By Anders Sandberg, Future of Humanity Institute, Oxford Martin School, University of Oxford
Thinking of the future is often done as entertainment. A surprising number of serious-sounding predictions, claims and prophecies are made with apparently little interest in taking them seriously, as evidenced by how little they actually change behaviour or how rarely originators are held responsible for bad predictions. Rather, they are stories about our present moods and interests projected onto the screen of the future. Yet the future matters immensely: it is where we are going to spend the rest of our lives. As well as where all future generations will live – unless something goes badly wrong.
Olle Häggström’s book is very much a plea for taking the future seriously, and especially for taking exploring the future seriously. As he notes, there are good reasons to believe that many technologies under development will have enormous positive effects… and also good reasons to suspect that some of them will be tremendously risky. It makes sense to think about how we ought to go about avoiding the risks while still reaching the promise.

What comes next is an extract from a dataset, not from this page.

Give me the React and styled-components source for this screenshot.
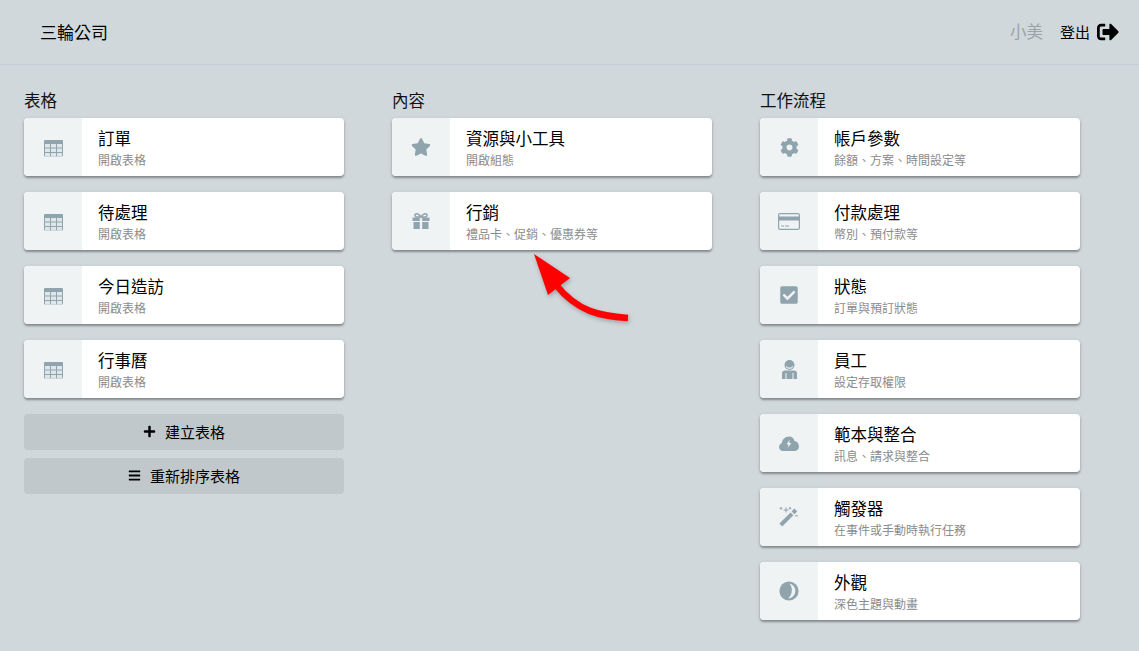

Current research policy is often directed mostly towards high quality research rather than research likely to make a great difference in the long run. Short term impact may be rewarded, but often naively: when UK research funding agencies introduced impact evaluation a few years back, their representatives visiting Oxford did not respond to the question on whether impact had to be positive. Yet, as Häggström argues, obviously the positive or negative impact of research must matter! A high quality investigation into improved doomsday weapons should not be pursued. Investigating the positive or negative implications of future research and technology has high value, even if it is difficult and uncertain.
Inspired by James Martin’s The Meaning of the 21st Century this book is an attempt to make a broad map sketch of parts of the future that matters, especially the uncertain corners where we have reason to think dangerous dragons lurk. It aims more at scope than the detail of many of the covered topics, making it an excellent introduction and pointer towards the primary research.
One obvious area is climate change, not just in terms of its direct (and widely recognized risks) but the new challenges posed by geoengineering. Geoengineering may both be tempting to some nations and possible to perform unilaterally, yet there are a host of ethical, political, environmental and technical risks linked to it. It also touches on how far outside the box we should search for solutions: to many geoengineering is already too far, but other proposals such as human engineering (making us more eco-friendly) go much further. When dealing with important challenges, how do we allocate our intellectual resources?
Other areas Häggström reviews include human enhancement, artificial intelligence, and nanotechnology. In each of these areas tremendously promising possibilities – that would merit a strong research push towards them – are intermixed with different kinds of serious risks. But the real challenge may be that we do not yet have the epistemic tools to analyse these risks well. Many debates in these areas contain otherwise very intelligent and knowledgeable people making overconfident and demonstrably erroneous claims. One can also argue that it is not possible to scientifically investigate future technology. Häggström disagrees with this: one can analyse it based on currently known facts and using careful probabilistic reasoning to handle the uncertainty. That results are uncertain does not mean they are useless for making decisions.
He demonstrates this by analysing existential risks, scenarios for the long term future humanity and what the “Fermi paradox” may tell us about our chances. There is an interesting interplay between uncertainty and existential risk. Since our species can end only once, traditional frequentist approaches run into trouble Bayesian methods do not. Yet reasoning about events that are unprecedented also makes our arguments terribly sensitive to prior assumptions, and many forms of argument are more fragile than they first look. Intellectual humility is necessary for thinking about audacious things.
In the end, this book is as much a map of relevant areas of philosophy and mathematics containing tools for exploring the future, as it is a direct map of future technologies. One can read it purely as an attempt to sketch where there may be dragons in the future landscape, but also as an attempt at explaining how to go about sketching the landscape. If more people were to attempt that, I am confident that we would fence in the dragons better and direct our policies towards more dragon-free regions. That is a possibility worth taking very seriously.
[Conflict of interest: several of my papers are discussed in the book, both critically and positively.]